Here's what you need: (1) cirrus clouds, (2) an elevation of 20,000 feet, (3) rays of sunlight angled at 58 degrees. All of which creates what I like to think of as a Game of Thrones
rainbow...which is just a regular rainbow, only sexier
and smacking of ancient dragons.
Courtesy of Harper Collins Childrens
Not only is a grown-up reading your favorite children's author (Laura Ingalls Wilder), but she is also reading the not-famous book by this author. Which means it was fated. You have found a friend, even if it's too uncomfortable to go up, interrupt her and explain this.
Once upon a time, in the age before essays (meaning: second grade), you wrote a report on why Crogs—cats with amphibian qualities—should be the first lab-engineered animal in the world, or you wrote a comic book with a hero named Super Toaster. When you find these pieces of forgotten genius in your childhood bedroom closet, anything you want to accomplish seems possible. And maybe even easier.
A Double-Yolked Hard-Boiled Egg
This is especially joyous the week after Easter or Passover, when you've already consumed a full dozen.
Weeping Cherry Trees
Take the fragile beauty of a cherry tree. Add the mysterious power of a weeping willow (why exactly do sad trees make us ache with happiness?). Cross them, and what you get is a waterfall of blossoms.
Courtesy of Brown & Haley/ALMOND ROCA®
A Bowl of Almond Roca
This is fancy candy—candy from your childhood that only appeared during winter holidays and only at your neighbors' house, where you snuck pieces from the tin on the kitchen counter every time you pretended to go to the bathroom. And yet! Your accountant's receptionist has a whole bowl on her desk. Right there! Free! During tax week!

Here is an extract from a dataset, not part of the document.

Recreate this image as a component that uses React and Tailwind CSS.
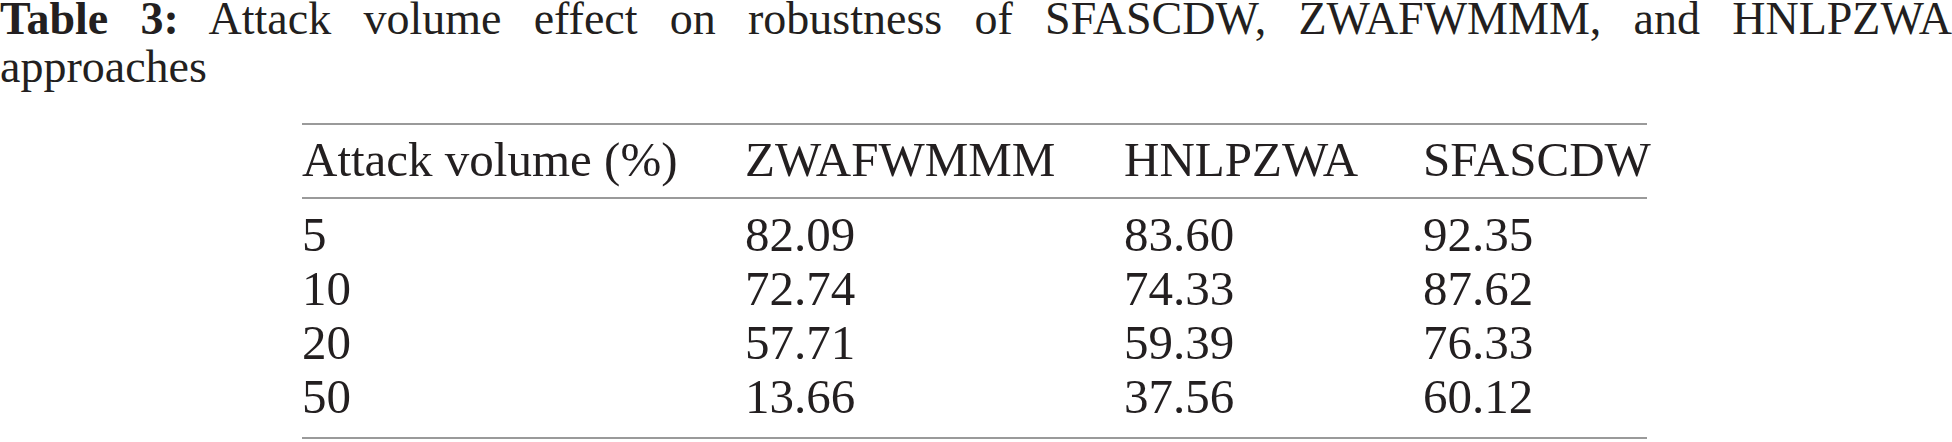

Random Buttercups on the Grassy Part of the Office Parking Lot
Yellow Pollen on the Face of Your Co-Worker
(Who also found the buttercups and rubbed one on her chin to see if she still liked butter...)
Real Live Butter
And salt. On movie popcorn, in a small, dark theater that time forgot.
Those wispy envelopes with red-white-and-blue borders, foreign stamps and that unmistakable scent of glamour and international intrigue? Where did they go? Getting one is the mailbox equivalent of a four-leaf clover or an Indian penny. It must be saved for posterity.
A watermelon the size of a grape that tastes like a cucumber
. Because Mother Nature has a penchant for invention and a cute, quirky sense of humor.
Little League Games
No, you aren't a team parent. No, this team is not going to be sent to Japan or Cuba or Omaha to represent the best young players in the world ever. But watching a bunch of random kids hit (and miss) fly balls, kind of steal second base and wildly slide for home pretty much affirms all the goodness in the world. Even if you don't like baseball.
A Not-Silly Fortune Cookie
Sometimes only discovered by ordering mu shu pork over and over and over, until finally you crack open the dumpling-looking, cardboard-tasting treat and find a missive that instantly helps you with your particular problem. Such as this one, which I found just before deciding to leave one job for another: "Fear knocks on the door. Faith answers...but finds nobody there."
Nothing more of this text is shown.